Then read any account on consciousness, be it Chalmers, Balckmore, Flanagan, 
McGuin, the unity of consciousness is tackle with binding, and integration 
notions, and … well to be sure I have no clue how you can doubt that first 
person unicity. To lack it is close to multiple personality disorder, but even 
in that case, each personality denies the others and feel unique.




> and that a matter duplicating machine can NOT (your capitalization) duplicate 
> whatever that something is. I am certainly not a world class mathematician 
> but even I could prove the Riemann conjecture if at the start of my "proof" I 
> am allowed to use the axiom that the Riemann conjecture is true.
>  
> >It can be duplicated, but it cannot feel the split.
> 
> If a brain can't feel the split when its duplicated, and I agree it can't, 
> then EVERYTHING (my capitalization) was so successfully duplicated that what 
> the 2 brains were doing, mind, was identical. So although there are 2 brains 
> there is only 1 mind. It is only when the matter in the 2 brains starts to be 
> arranged differently,

Yes. Like when oping the door of the reconstitution machine.



> such as would happen the instant the doors were opened and they saw different 
> things, that 2 minds emerge where only 1 was before.

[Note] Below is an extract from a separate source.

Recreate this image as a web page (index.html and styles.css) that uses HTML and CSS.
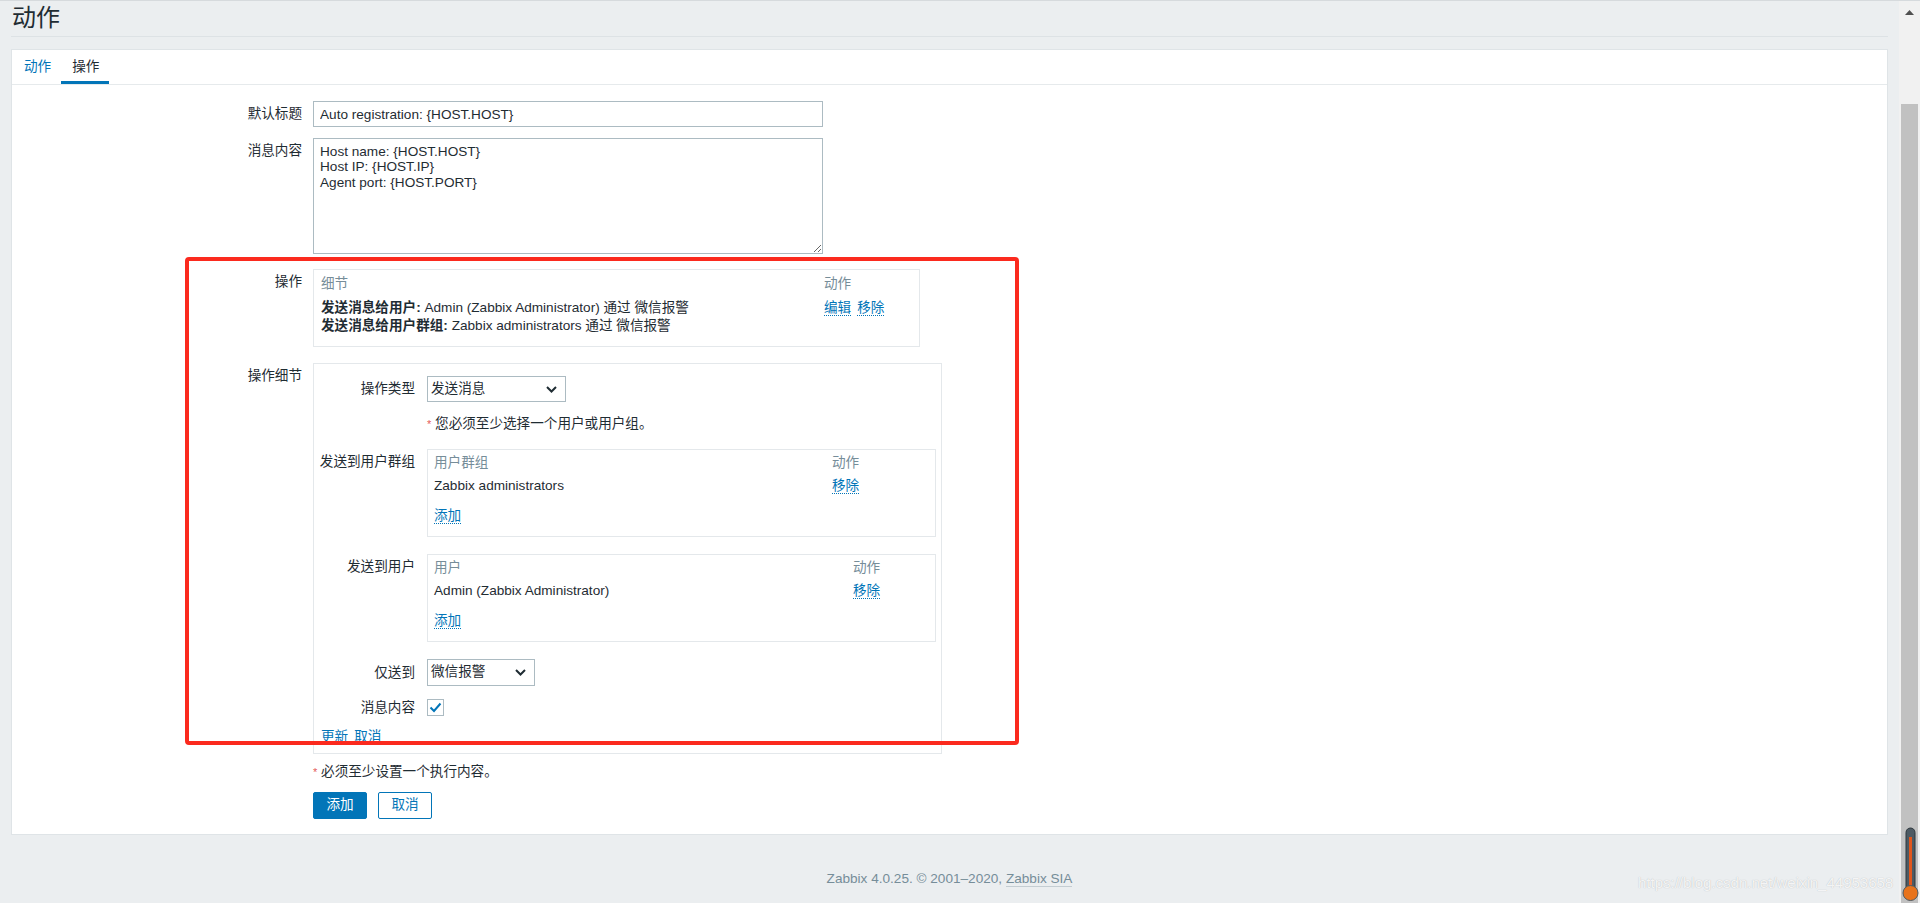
FILE: index.html
```html
<!DOCTYPE html>
<html lang="zh">
<head>
<meta charset="utf-8">
<title>动作</title>
<link rel="stylesheet" href="styles.css">
</head>
<body>
<div class="window">
  <div class="main">
    <header class="page-header"><h1>动作</h1></header>
    <div class="panel">
      <ul class="tabs">
        <li><a class="tab-link">动作</a></li>
        <li class="active">操作</li>
      </ul>
      <div class="form">
        <div class="row">
          <div class="label">默认标题</div>
          <div><input class="text" type="text" value="Auto registration: {HOST.HOST}"></div>
        </div>
        <div class="row r-msg">
          <div class="label">消息内容</div>
          <div><textarea class="area">Host name: {HOST.HOST}
Host IP: {HOST.IP}
Agent port: {HOST.PORT}</textarea></div>
        </div>
        <div class="row r-ops">
          <div class="label">操作</div>
          <div>
            <div class="ops">
              <div class="th">细节</div>
              <div class="th">动作</div>
              <div class="td"><b>发送消息给用户:</b> Admin (Zabbix Administrator) 通过 微信报警<br><b>发送消息给用户群组:</b> Zabbix administrators 通过 微信报警</div>
              <div class="td"><a class="link">编辑</a><a class="link">移除</a></div>
            </div>
          </div>
        </div>
        <div class="row r-details">
          <div class="label">操作细节</div>
          <div>
            <div class="details">
              <div class="drow">
                <div class="label">操作类型</div>
                <div><div class="select sel-wide"><span>发送消息</span><svg width="11" height="7" viewBox="0 0 11 7"><path d="M1 1 L5.5 5.5 L10 1" fill="none" stroke="#1f2c33" stroke-width="2"/></svg></div></div>
              </div>
              <div class="drow d-hint">
                <div></div>
                <div class="hint"><span class="ast">*</span> 您必须至少选择一个用户或用户组。</div>
              </div>
              <div class="drow d-groups">
                <div class="label">发送到用户群组</div>
                <div>
                  <div class="subtable groups">
                    <div class="th">用户群组</div>
                    <div class="th">动作</div>
                    <div class="td">Zabbix administrators</div>
                    <div class="td"><a class="link">移除</a></div>
                    <div class="td"><a class="link">添加</a></div>
                    <div class="td"></div>
                  </div>
                </div>
              </div>
              <div class="drow d-users">
                <div class="label">发送到用户</div>
                <div>
                  <div class="subtable users">
                    <div class="th">用户</div>
                    <div class="th">动作</div>
                    <div class="td">Admin (Zabbix Administrator)</div>
                    <div class="td"><a class="link">移除</a></div>
                    <div class="td"><a class="link">添加</a></div>
                    <div class="td"></div>
                  </div>
                </div>
              </div>
              <div class="drow d-media">
                <div class="label lh27">仅送到</div>
                <div><div class="select sel-narrow"><span>微信报警</span><svg width="11" height="7" viewBox="0 0 11 7"><path d="M1 1 L5.5 5.5 L10 1" fill="none" stroke="#1f2c33" stroke-width="2"/></svg></div></div>
              </div>
              <div class="drow d-check">
                <div class="label lh18">消息内容</div>
                <div><span class="checkbox"><svg width="13" height="11" viewBox="0 0 13 11"><path d="M1.5 5.5 L5 9 L11.5 1.5" fill="none" stroke="#0275b8" stroke-width="2"/></svg></span></div>
              </div>
              <div class="d-links"><a class="link">更新</a><a class="link">取消</a></div>
            </div>
          </div>
        </div>
        <div class="row r-req">
          <div></div>
          <div class="hint"><span class="ast">*</span> 必须至少设置一个执行内容。</div>
        </div>
        <div class="row r-buttons">
          <div></div>
          <div class="buttons"><button class="btn primary">添加</button><button class="btn alt">取消</button></div>
        </div>
      </div>
    </div>
    <footer class="footer">Zabbix 4.0.25. © 2001–2020, <a class="footer-link">Zabbix SIA</a></footer>
  </div>
  <div class="scrollbar">
    <div class="sb-top"><svg width="9" height="5" viewBox="0 0 9 5"><path d="M0 5 L4.5 0 L9 5 Z" fill="#505050"/></svg></div>
    <div class="sb-thumb"></div>
  </div>
</div>
<div class="annotation"></div>
<div class="watermark">https://blog.csdn.net/weixin_44953658</div>
<svg class="thermo" width="20" height="75" viewBox="0 0 20 75">
  <rect x="6" y="1" width="9" height="64" rx="4.5" fill="#4d5a63" stroke="#2e363c" stroke-width="1"/>
  <rect x="9" y="10" width="3" height="55" fill="#e0561c"/>
  <circle cx="10.5" cy="66" r="7.5" fill="#e8731c" stroke="#4d5a63" stroke-width="1"/>
</svg>
</body>
</html>
```

FILE: styles.css
```css
html, body {
  margin: 0;
  padding: 0;
}
body {
  background: #ebeef0;
  color: #1f2c33;
  font-family: "Liberation Sans", "Noto Sans CJK SC", sans-serif;
  font-size: 13.6px;
  line-height: 1.2;
  position: relative;
  overflow: hidden;
  height: 903px;
}
.window {
  display: flex;
  height: 903px;
  box-sizing: border-box;
  border-top: 1px solid #d6dadd;
  overflow: hidden;
}
.main {
  flex: 1;
  min-width: 0;
  padding: 0 11px;
}
.page-header {
  height: 36px;
  box-sizing: border-box;
  border-bottom: 1px solid #dde2e5;
}
.page-header h1 {
  margin: 0;
  font-size: 24px;
  font-weight: normal;
  line-height: 34px;
  padding-left: 1px;
  color: #1f2c33;
}
.panel {
  margin-top: 12px;
  background: #fff;
  border: 1px solid #dfe4e7;
  padding-bottom: 15px;
}
.tabs {
  display: flex;
  list-style: none;
  margin: 0;
  padding: 0 0 0 1px;
  height: 35px;
  box-sizing: border-box;
  border-bottom: 1px solid #e6eaec;
}
.tabs li {
  padding: 3px 10px 0 11px;
  line-height: 28px;
  height: 34px;
  box-sizing: border-box;
  border-bottom: 3px solid transparent;
}
.tabs li.active {
  border-bottom-color: #0275b8;
}
.tab-link {
  color: #0275b8;
}
.form {
  padding-top: 16px;
}
.row {
  display: grid;
  grid-template-columns: 301px 1fr;
}
.row > .label {
  text-align: right;
  padding-right: 11px;
  line-height: 26px;
}
.r-msg { margin-top: 11px; }
.r-ops { margin-top: 15px; }
.r-details { margin-top: 16px; }
.r-req { margin-top: 9px; line-height: 18px; }
.r-buttons { margin-top: 11px; }

.text {
  display: block;
  width: 510px;
  height: 26px;
  box-sizing: border-box;
  margin: 0;
  border: 1px solid #acbbc2;
  padding: 0 6px;
  font: inherit;
  color: #1f2c33;
  background: #fff;
  outline: none;
}
.area {
  display: block;
  width: 510px;
  height: 116px;
  box-sizing: border-box;
  margin: 0;
  border: 1px solid #acbbc2;
  padding: 5px 6px;
  font: inherit;
  line-height: 15.4px;
  color: #1f2c33;
  background: #fff;
  outline: none;
}
.link {
  color: #0275b8;
  border-bottom: 1px dotted #0275b8;
  margin-right: 6px;
  cursor: pointer;
}
.th {
  color: #768d99;
}
.ops {
  width: 607px;
  box-sizing: border-box;
  border: 1px solid #e4e8eb;
  padding: 5px 7px 11px;
  display: grid;
  grid-template-columns: 1fr 88px;
}
.ops .th {
  line-height: 18px;
}
.ops .td {
  padding-top: 6px;
  line-height: 18px;
}
.ops b {
  font-weight: bold;
}
.details {
  width: 629px;
  box-sizing: border-box;
  border: 1px solid #e4e8eb;
  padding: 12px 5px 7px 0;
}
.drow {
  display: grid;
  grid-template-columns: 113px 1fr;
}
.drow > .label {
  text-align: right;
  padding-right: 12px;
  line-height: 26px;
  white-space: nowrap;
}
.drow > .label.lh27 { line-height: 27px; }
.drow > .label.lh18 { line-height: 18px; }
.d-hint { margin-top: 12px; line-height: 20px; }
.d-groups { margin-top: 15px; }
.d-users { margin-top: 17px; }
.d-media { margin-top: 17px; }
.d-check { margin-top: 13px; height: 18px; }
.d-links {
  margin-top: 11px;
  padding-left: 7px;
  line-height: 18px;
}
.select {
  height: 26px;
  box-sizing: border-box;
  border: 1px solid #acbbc2;
  display: flex;
  align-items: center;
  justify-content: space-between;
  padding: 0 8px 0 3px;
  background: #fff;
}
.sel-wide { width: 139px; }
.sel-narrow { width: 108px; height: 27px; }
.hint .ast {
  color: #e45959;
  font-size: 11px;
  vertical-align: top;
}
.subtable {
  width: 509px;
  box-sizing: border-box;
  border: 1px solid #e4e8eb;
  padding: 4px 6px 5px;
  display: grid;
}
.subtable.groups { grid-template-columns: 1fr 97px; }
.subtable.users { grid-template-columns: 1fr 76px; }
.subtable .th { line-height: 17px; }
.subtable .td { line-height: 30px; }
.checkbox {
  width: 17px;
  height: 17px;
  box-sizing: border-box;
  border: 1px solid #acbbc2;
  display: flex;
  align-items: center;
  justify-content: center;
  background: #fff;
}
.buttons {
  display: flex;
  gap: 11px;
}
.btn {
  width: 54px;
  height: 27px;
  box-sizing: border-box;
  border: 1px solid #0275b8;
  border-radius: 2px;
  font: inherit;
  padding: 0;
  margin: 0;
  cursor: pointer;
}
.btn.primary {
  background: #0275b8;
  color: #fff;
}
.btn.alt {
  background: #fff;
  color: #0275b8;
}
.footer {
  margin-top: 35px;
  text-align: center;
  line-height: 18px;
  color: #768d99;
}
.footer-link {
  color: #768d99;
  border-bottom: 1px solid #c4cdd2;
}
.scrollbar {
  width: 21px;
  background: #f1f1f1;
  display: flex;
  flex-direction: column;
  align-items: center;
}
.sb-top {
  height: 103px;
  flex: none;
  display: flex;
  justify-content: center;
  padding-top: 9px;
  box-sizing: border-box;
}
.sb-thumb {
  flex: 1;
  width: 17px;
  background: #c1c1c1;
}
.annotation {
  position: absolute;
  left: 185px;
  top: 257px;
  width: 834px;
  height: 488px;
  box-sizing: border-box;
  border: 4px solid #fb2a1e;
  border-radius: 4px;
  pointer-events: none;
}
.watermark {
  position: absolute;
  left: 1638px;
  top: 874px;
  font-family: "Liberation Sans", sans-serif;
  font-size: 15px;
  line-height: 18px;
  color: rgba(255, 255, 255, 0.85);
  text-shadow: 0 0 1px rgba(0, 0, 0, 0.25);
  white-space: nowrap;
}
.thermo {
  position: absolute;
  left: 1900px;
  top: 827px;
}
```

Yes, and each mind feel unique, and so the question in Helsinki was about 
predicting the chance to be which one.



>   
> 
> >>Just like a human a computer can prove that it s consistent if and only if 
> >>it is inconsistent. So if humans are "Löbian machines" then so is my iMac.
> 
> > No. You need a Löbian theory/machine. You need to give induction axioms to 
> > the IMAC.
> 
> Induction is easy deduction is hard. Many millions of species can perform 
> induction but only a dozen or so can do even primitive deduction and none are 
> as good at it as humans are or even come close. 
> 
> > You confuse computing and proving. Those are not equivalent notion. 
> 
> If a computer (aka a Turing Machine) starts with certain axioms and legal 
> ways those axioms can be manipulated (aka computed) and it ends up with a 
> theorem then that theorem has been proven. That doesn't necessarily mean the 
> theorem is true because the axioms could be wrong, but if you're confident 
> the axioms are reasonable and the legal rules to manipulate them are logical 
> then you should be equally confident the theorem is true. That's why it's 
> wise to be super conservative and careful when picking axioms. 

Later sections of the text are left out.